The only subject I failed at school (before year 12) was handwriting in grade 5. I was devastated and cried all the way home. I thought my parents would be upset, but they didn't seem to notice. My sister had failed maths at year 8 level and that was much more of a tragedy to them. I strove throughout school to win the approval of my parents and teachers. Learning wasn't about my future; it was about making sure I satisfied my parents and teachers and that they were happy and, most important of all, approved of me.

School damaged me. Decades later I'm still feeling the effects and reacting to the conditioning laid down in those years, but especially to the manipulation of motivation. And every so often I get one of those dreadful 'school' dreams where I'm back at school, trying hard to please people...

I was, and still am, an excellent student but educating my own children at home has convinced me that school didn't produce that - I began school with innate abilities and these are what made my schooling successful. I responded well to brilliant teachers (who wouldn't?) and scraped through with the dreadful ones. I took from school what interested me and polished that. I have largely forgotten anything that I didn't find interesting at the time or never used as an adult.

My family life looms large in my memory as a 50 year old - the holidays we took, playing with my brother in the back garden during the holidays, games with the neighbours' kids after school, the long summer evenings without a tv playing card games with my parents, Brownies and Girl Guides, the rock and mineral club. I can recall snippets of school - largely recess and lunchtimes and the odd few teachers but very few lessons. I realise that my knowledge and abilities today stem from what happened outside of school and my experiences as an adult, rather than the education I received. Some elements, such as the 'hidden curriculum', had more of an effect - although I tend to thing this is caused more from generational than educational factors.

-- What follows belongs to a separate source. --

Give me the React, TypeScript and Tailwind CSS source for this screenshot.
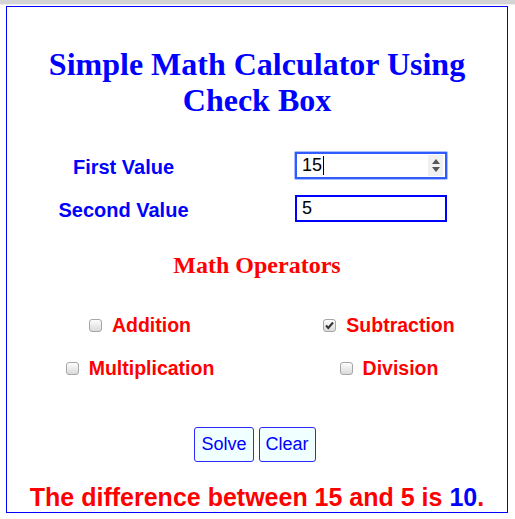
import React from "react";

const comic = { fontFamily: '"Liberation Sans", Arial, sans-serif' };

function Check({ checked }: { checked?: boolean }) {
  return (
    <span className="relative inline-block w-[13px] h-[13px] rounded-[3px] border border-[#a6a6a6] bg-gradient-to-b from-[#fdfdfd] to-[#dadada] shrink-0">
      {checked && (
        <svg viewBox="0 0 13 13" className="absolute left-[-1px] top-[-1px] w-[13px] h-[13px]">
          <path d="M3 6.5 L5.3 9 L10 3.5" fill="none" stroke="#333" strokeWidth="2" />
        </svg>
      )}
    </span>
  );
}

function Op({ label, checked }: { label: string; checked?: boolean }) {
  return (
    <div className="flex items-center gap-[10px]">
      <Check checked={checked} />
      <span className="text-[19.5px] font-bold text-[#ff0000] leading-[28px]" style={comic}>
        {label}
      </span>
    </div>
  );
}

export default function App() {
  return (
    <div className="w-[515px] h-[519px] bg-white overflow-hidden">
      <div className="h-[4px] bg-[#d4d4d4]" />
      <div className="h-[1px] bg-[#ececec]" />
      <div className="ml-[6px] mt-[1px] w-[502px] h-[507px] border border-[#0000ff] flex flex-col">
        <h1
          className="mt-[39px] text-center text-[32px] leading-[36px] font-bold text-[#0000ff]"
          style={{ fontFamily: '"Liberation Serif", "Times New Roman", serif' }}
        >
          Simple Math Calculator Using
          <br />
          Check Box
        </h1>

        <div className="mt-[34px] flex items-center h-[27px]">
          <div className="w-[233px] text-center text-[20px] font-bold text-[#0000ff] pt-[2px]" style={comic}>
            First Value
          </div>
          <div className="ml-[54px] w-[154px] h-[29px] p-[1px] rounded-[2px] bg-[#a8bdff]">
            <div className="w-full h-full border-2 border-[#2f5cff] bg-white flex items-center pl-[5px] pr-[2px]">
              <span className="text-[18px] text-black" style={{ fontFamily: '"Liberation Sans", Arial, sans-serif' }}>
                15
              </span>
              <span className="w-[1px] h-[19px] bg-black ml-[1px]" />
              <div className="ml-auto w-[15px] h-[21px] bg-[#f0f0f0] flex flex-col items-center justify-center gap-[3px]">
                <svg width="8" height="5" viewBox="0 0 8 5"><path d="M0 5 L4 0 L8 5 Z" fill="#555" /></svg>
                <svg width="8" height="5" viewBox="0 0 8 5"><path d="M0 0 L4 5 L8 0 Z" fill="#555" /></svg>
              </div>
            </div>
          </div>
        </div>

        <div className="mt-[16px] flex items-center h-[27px]">
          <div className="w-[233px] text-center text-[20px] font-bold text-[#0000ff] pt-[2px]" style={comic}>
            Second Value
          </div>
          <div className="ml-[55px] w-[152px] h-[27px] border-2 border-[#0000ff] bg-white flex items-center pl-[5px]">
            <span className="text-[18px] text-black" style={{ fontFamily: '"Liberation Sans", Arial, sans-serif' }}>
              5
            </span>
          </div>
        </div>

        <h2
          className="mt-[29px] text-center text-[24px] leading-[28px] font-bold text-[#ff0000]"
          style={{ fontFamily: '"Liberation Serif", "Times New Roman", serif' }}
        >
          Math Operators
        </h2>

        <div className="mt-[32px] grid grid-cols-[266px_232px] gap-y-[15px]">
          <div className="flex justify-center">
            <Op label="Addition" />
          </div>
          <div className="flex justify-center">
            <Op label="Subtraction" checked />
          </div>
          <div className="flex justify-center">
            <Op label="Multiplication" />
          </div>
          <div className="flex justify-center">
            <Op label="Division" />
          </div>
        </div>

        <div className="mt-[45px] flex justify-center gap-[5px] pr-[4px]">
          <button
            className="h-[35px] px-[6px] rounded-[3px] border border-[#2a2aff] bg-[#f0ffff] text-[18px] text-[#0000ff]"
            style={{ fontFamily: '"Liberation Sans", Arial, sans-serif' }}
          >
            Solve
          </button>
          <button
            className="h-[35px] px-[6px] rounded-[3px] border border-[#2a2aff] bg-[#f0ffff] text-[18px] text-[#0000ff]"
            style={{ fontFamily: '"Liberation Sans", Arial, sans-serif' }}
          >
            Clear
          </button>
        </div>

        <p className="mt-[21px] text-center text-[25px] leading-[28px] font-bold text-[#ff0000]" style={comic}>
          The difference between 15 and 5 is <span className="text-[#0000ff]">10</span>.
        </p>
      </div>
    </div>
  );
}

Failing handwriting (back then we had to learn to write with nibbed pen and inkwell - not for any sane reason, just did) is a vivid memory of distress. I learned from my parents' reaction that no-one really cares how neat one's writing is so long as one passes maths.

However, at year 12 level it was stated on the matriculation exams that illegible handwriting would result in an automatic fail. I think most of us were getting close to that after writing five essays in a couple of hours...

So much of what we do in life is just plain silly. I still haven't worked out why we force ourselves and others to do silly things.